--- DATA EXCERPT ---

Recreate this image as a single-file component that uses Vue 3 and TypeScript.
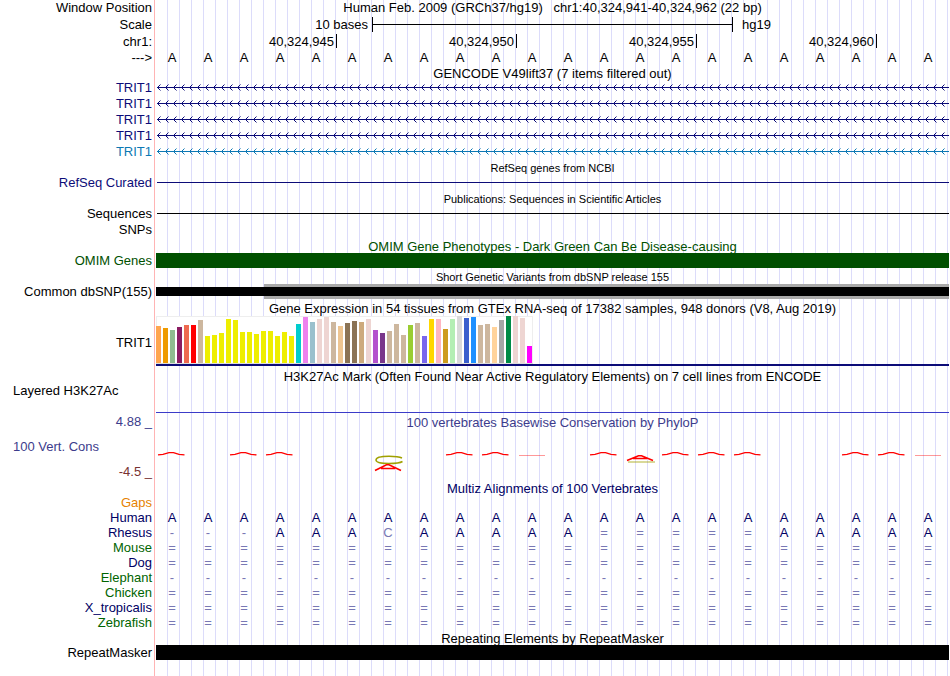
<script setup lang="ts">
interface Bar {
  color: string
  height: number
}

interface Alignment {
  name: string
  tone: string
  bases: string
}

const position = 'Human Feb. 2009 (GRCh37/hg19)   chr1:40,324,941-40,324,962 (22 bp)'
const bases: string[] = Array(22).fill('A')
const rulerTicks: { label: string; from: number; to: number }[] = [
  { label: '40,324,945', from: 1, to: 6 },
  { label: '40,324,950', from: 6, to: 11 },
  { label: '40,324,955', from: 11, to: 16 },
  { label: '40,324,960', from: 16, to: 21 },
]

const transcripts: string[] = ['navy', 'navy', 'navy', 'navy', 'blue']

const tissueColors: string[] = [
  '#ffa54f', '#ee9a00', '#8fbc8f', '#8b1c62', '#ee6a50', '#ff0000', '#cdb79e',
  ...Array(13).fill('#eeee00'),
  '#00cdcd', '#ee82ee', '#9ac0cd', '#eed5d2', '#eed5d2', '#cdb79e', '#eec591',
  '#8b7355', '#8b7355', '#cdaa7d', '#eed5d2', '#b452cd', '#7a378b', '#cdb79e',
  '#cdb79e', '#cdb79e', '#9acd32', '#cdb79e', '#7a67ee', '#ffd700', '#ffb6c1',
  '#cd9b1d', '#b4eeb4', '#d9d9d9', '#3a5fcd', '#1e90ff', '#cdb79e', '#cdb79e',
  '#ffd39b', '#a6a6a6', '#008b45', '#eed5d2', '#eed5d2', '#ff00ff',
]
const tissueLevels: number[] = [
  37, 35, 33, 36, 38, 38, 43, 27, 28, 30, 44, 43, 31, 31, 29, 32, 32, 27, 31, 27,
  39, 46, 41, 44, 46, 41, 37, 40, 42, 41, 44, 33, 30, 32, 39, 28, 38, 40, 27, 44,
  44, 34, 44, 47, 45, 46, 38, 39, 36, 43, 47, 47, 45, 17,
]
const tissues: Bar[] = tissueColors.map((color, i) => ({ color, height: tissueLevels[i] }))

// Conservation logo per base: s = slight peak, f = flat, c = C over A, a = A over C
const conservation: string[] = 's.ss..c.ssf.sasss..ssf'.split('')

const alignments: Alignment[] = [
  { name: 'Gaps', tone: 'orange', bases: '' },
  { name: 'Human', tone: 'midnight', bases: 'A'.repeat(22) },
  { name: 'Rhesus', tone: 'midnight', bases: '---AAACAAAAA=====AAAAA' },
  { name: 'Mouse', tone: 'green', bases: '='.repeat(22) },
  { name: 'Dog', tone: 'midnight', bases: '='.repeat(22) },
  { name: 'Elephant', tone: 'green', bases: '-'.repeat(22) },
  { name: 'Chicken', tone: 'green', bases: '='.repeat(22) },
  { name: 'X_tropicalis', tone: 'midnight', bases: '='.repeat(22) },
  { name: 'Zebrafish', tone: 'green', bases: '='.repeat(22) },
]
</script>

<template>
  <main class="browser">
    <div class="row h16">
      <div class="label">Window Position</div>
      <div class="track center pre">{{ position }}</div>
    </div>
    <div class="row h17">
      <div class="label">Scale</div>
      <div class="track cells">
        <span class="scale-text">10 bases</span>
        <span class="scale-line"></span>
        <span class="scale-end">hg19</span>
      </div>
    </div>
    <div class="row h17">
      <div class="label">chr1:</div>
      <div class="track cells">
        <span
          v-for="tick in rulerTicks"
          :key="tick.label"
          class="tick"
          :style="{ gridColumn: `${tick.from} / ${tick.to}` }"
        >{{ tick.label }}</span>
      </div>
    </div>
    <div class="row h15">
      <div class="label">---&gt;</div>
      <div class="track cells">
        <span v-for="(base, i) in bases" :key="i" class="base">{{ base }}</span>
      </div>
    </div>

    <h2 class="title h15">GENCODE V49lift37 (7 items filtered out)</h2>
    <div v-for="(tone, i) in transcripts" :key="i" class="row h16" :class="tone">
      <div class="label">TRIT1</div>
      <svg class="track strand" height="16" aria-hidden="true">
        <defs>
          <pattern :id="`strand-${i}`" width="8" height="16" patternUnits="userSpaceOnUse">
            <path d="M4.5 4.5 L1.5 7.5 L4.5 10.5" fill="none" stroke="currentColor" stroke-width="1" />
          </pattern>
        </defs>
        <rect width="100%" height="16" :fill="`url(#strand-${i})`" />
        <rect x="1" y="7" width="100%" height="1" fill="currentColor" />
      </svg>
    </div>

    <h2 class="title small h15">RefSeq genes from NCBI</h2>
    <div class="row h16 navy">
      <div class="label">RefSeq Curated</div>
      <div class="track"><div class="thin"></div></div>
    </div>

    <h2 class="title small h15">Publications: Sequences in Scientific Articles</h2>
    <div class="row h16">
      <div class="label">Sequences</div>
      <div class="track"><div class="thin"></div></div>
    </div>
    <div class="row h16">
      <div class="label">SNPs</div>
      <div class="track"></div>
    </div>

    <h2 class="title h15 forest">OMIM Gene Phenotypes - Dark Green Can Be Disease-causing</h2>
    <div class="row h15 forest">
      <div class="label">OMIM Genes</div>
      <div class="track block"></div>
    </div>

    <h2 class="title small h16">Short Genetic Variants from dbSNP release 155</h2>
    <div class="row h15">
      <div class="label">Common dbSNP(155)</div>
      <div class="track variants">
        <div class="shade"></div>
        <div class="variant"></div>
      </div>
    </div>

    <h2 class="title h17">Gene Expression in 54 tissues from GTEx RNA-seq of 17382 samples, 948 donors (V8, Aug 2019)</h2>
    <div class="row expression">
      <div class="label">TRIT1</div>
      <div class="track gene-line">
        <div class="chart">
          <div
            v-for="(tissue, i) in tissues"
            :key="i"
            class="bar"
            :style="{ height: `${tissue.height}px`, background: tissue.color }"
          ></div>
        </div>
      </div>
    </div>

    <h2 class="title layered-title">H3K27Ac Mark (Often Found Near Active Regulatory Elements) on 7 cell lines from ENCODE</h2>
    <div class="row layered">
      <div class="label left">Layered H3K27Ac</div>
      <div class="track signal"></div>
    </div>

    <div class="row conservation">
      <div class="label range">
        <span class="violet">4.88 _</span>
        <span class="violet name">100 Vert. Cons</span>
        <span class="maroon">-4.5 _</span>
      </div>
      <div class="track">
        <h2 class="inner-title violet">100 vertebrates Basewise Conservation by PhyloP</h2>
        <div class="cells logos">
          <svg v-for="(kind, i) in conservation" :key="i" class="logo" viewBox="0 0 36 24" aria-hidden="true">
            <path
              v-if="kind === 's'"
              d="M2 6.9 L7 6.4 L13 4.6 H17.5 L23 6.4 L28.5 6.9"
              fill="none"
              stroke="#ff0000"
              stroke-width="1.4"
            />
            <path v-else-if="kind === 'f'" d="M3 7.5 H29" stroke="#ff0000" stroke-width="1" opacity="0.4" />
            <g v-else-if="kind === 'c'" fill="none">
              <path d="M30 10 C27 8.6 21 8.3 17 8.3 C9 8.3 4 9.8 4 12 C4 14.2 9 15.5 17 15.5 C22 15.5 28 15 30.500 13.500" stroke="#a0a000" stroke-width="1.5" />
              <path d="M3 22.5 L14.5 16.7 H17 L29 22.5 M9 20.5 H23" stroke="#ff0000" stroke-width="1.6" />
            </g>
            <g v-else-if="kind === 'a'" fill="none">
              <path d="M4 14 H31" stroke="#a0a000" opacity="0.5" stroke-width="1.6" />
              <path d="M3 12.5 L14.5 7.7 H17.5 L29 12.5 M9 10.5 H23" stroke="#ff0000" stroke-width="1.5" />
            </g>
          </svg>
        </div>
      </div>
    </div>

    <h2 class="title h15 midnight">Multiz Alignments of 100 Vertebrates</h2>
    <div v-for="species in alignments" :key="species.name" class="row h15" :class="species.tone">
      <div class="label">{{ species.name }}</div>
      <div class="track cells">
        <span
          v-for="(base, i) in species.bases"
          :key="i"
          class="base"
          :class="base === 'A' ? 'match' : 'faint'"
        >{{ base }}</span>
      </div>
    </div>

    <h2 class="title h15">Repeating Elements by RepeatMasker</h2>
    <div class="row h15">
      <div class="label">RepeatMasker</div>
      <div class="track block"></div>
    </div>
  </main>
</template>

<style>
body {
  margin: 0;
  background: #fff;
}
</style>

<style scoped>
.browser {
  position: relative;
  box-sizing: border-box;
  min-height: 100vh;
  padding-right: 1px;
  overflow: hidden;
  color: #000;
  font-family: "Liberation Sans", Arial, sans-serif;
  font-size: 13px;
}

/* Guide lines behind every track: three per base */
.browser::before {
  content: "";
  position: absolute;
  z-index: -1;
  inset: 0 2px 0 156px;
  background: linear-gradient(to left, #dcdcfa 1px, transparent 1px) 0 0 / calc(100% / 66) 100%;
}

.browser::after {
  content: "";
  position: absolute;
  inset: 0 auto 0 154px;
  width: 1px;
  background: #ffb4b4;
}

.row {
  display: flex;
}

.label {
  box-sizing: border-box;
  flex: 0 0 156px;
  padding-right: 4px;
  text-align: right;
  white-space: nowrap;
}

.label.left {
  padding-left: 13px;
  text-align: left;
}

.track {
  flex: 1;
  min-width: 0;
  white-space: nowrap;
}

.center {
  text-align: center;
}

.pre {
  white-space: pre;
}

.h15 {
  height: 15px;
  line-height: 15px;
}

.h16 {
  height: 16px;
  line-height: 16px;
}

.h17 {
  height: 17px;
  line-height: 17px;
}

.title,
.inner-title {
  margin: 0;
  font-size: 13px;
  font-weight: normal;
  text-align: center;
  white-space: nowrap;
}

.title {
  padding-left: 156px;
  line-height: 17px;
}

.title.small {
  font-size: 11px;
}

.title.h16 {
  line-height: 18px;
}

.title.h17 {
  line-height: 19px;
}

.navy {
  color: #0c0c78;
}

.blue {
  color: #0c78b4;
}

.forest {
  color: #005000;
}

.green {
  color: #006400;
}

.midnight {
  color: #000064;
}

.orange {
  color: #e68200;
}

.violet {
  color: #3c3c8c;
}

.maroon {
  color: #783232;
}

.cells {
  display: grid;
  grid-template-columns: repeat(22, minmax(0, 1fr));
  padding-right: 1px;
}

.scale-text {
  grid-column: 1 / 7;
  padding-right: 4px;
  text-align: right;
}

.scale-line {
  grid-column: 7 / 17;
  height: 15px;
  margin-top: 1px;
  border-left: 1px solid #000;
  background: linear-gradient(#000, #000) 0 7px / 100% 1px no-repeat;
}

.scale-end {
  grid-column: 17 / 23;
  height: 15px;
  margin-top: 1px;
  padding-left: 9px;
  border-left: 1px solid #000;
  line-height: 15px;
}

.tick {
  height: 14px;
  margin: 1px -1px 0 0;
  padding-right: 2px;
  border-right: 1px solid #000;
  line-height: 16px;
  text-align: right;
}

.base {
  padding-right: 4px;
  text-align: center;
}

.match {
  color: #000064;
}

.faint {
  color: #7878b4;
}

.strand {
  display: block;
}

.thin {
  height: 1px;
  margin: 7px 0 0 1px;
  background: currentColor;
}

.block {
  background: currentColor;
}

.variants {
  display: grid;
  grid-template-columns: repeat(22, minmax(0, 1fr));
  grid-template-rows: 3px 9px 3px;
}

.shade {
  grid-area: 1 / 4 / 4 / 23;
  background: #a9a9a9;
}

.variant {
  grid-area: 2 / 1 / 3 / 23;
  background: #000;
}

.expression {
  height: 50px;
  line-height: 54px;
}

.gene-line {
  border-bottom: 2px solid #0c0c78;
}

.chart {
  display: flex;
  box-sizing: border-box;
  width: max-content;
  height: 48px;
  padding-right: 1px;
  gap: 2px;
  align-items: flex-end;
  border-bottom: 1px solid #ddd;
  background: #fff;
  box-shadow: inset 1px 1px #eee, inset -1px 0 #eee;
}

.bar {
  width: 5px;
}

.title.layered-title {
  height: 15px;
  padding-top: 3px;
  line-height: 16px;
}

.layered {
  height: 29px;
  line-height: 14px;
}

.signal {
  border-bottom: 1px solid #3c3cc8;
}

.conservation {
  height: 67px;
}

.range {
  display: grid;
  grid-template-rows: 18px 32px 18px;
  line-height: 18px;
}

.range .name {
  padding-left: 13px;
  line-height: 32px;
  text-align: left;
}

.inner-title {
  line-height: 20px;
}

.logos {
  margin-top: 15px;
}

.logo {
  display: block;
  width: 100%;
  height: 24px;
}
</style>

---

▶ WHAT YOU WILL DO
Only lines belong in the copy: transcribe those from the start of the data through the line that contains "const conservation: string[]", and skip the pictures.

▶ FULL ANSWER
Recreate this image as a single-file component that uses Vue 3 and TypeScript.
<script setup lang="ts">
interface Bar {
  color: string
  height: number
}

interface Alignment {
  name: string
  tone: string
  bases: string
}

const position = 'Human Feb. 2009 (GRCh37/hg19)   chr1:40,324,941-40,324,962 (22 bp)'
const bases: string[] = Array(22).fill('A')
const rulerTicks: { label: string; from: number; to: number }[] = [
  { label: '40,324,945', from: 1, to: 6 },
  { label: '40,324,950', from: 6, to: 11 },
  { label: '40,324,955', from: 11, to: 16 },
  { label: '40,324,960', from: 16, to: 21 },
]

const transcripts: string[] = ['navy', 'navy', 'navy', 'navy', 'blue']

const tissueColors: string[] = [
  '#ffa54f', '#ee9a00', '#8fbc8f', '#8b1c62', '#ee6a50', '#ff0000', '#cdb79e',
  ...Array(13).fill('#eeee00'),
  '#00cdcd', '#ee82ee', '#9ac0cd', '#eed5d2', '#eed5d2', '#cdb79e', '#eec591',
  '#8b7355', '#8b7355', '#cdaa7d', '#eed5d2', '#b452cd', '#7a378b', '#cdb79e',
  '#cdb79e', '#cdb79e', '#9acd32', '#cdb79e', '#7a67ee', '#ffd700', '#ffb6c1',
  '#cd9b1d', '#b4eeb4', '#d9d9d9', '#3a5fcd', '#1e90ff', '#cdb79e', '#cdb79e',
  '#ffd39b', '#a6a6a6', '#008b45', '#eed5d2', '#eed5d2', '#ff00ff',
]
const tissueLevels: number[] = [
  37, 35, 33, 36, 38, 38, 43, 27, 28, 30, 44, 43, 31, 31, 29, 32, 32, 27, 31, 27,
  39, 46, 41, 44, 46, 41, 37, 40, 42, 41, 44, 33, 30, 32, 39, 28, 38, 40, 27, 44,
  44, 34, 44, 47, 45, 46, 38, 39, 36, 43, 47, 47, 45, 17,
]
const tissues: Bar[] = tissueColors.map((color, i) => ({ color, height: tissueLevels[i] }))

// Conservation logo per base: s = slight peak, f = flat, c = C over A, a = A over C
const conservation: string[] = 's.ss..c.ssf.sasss..ssf'.split('')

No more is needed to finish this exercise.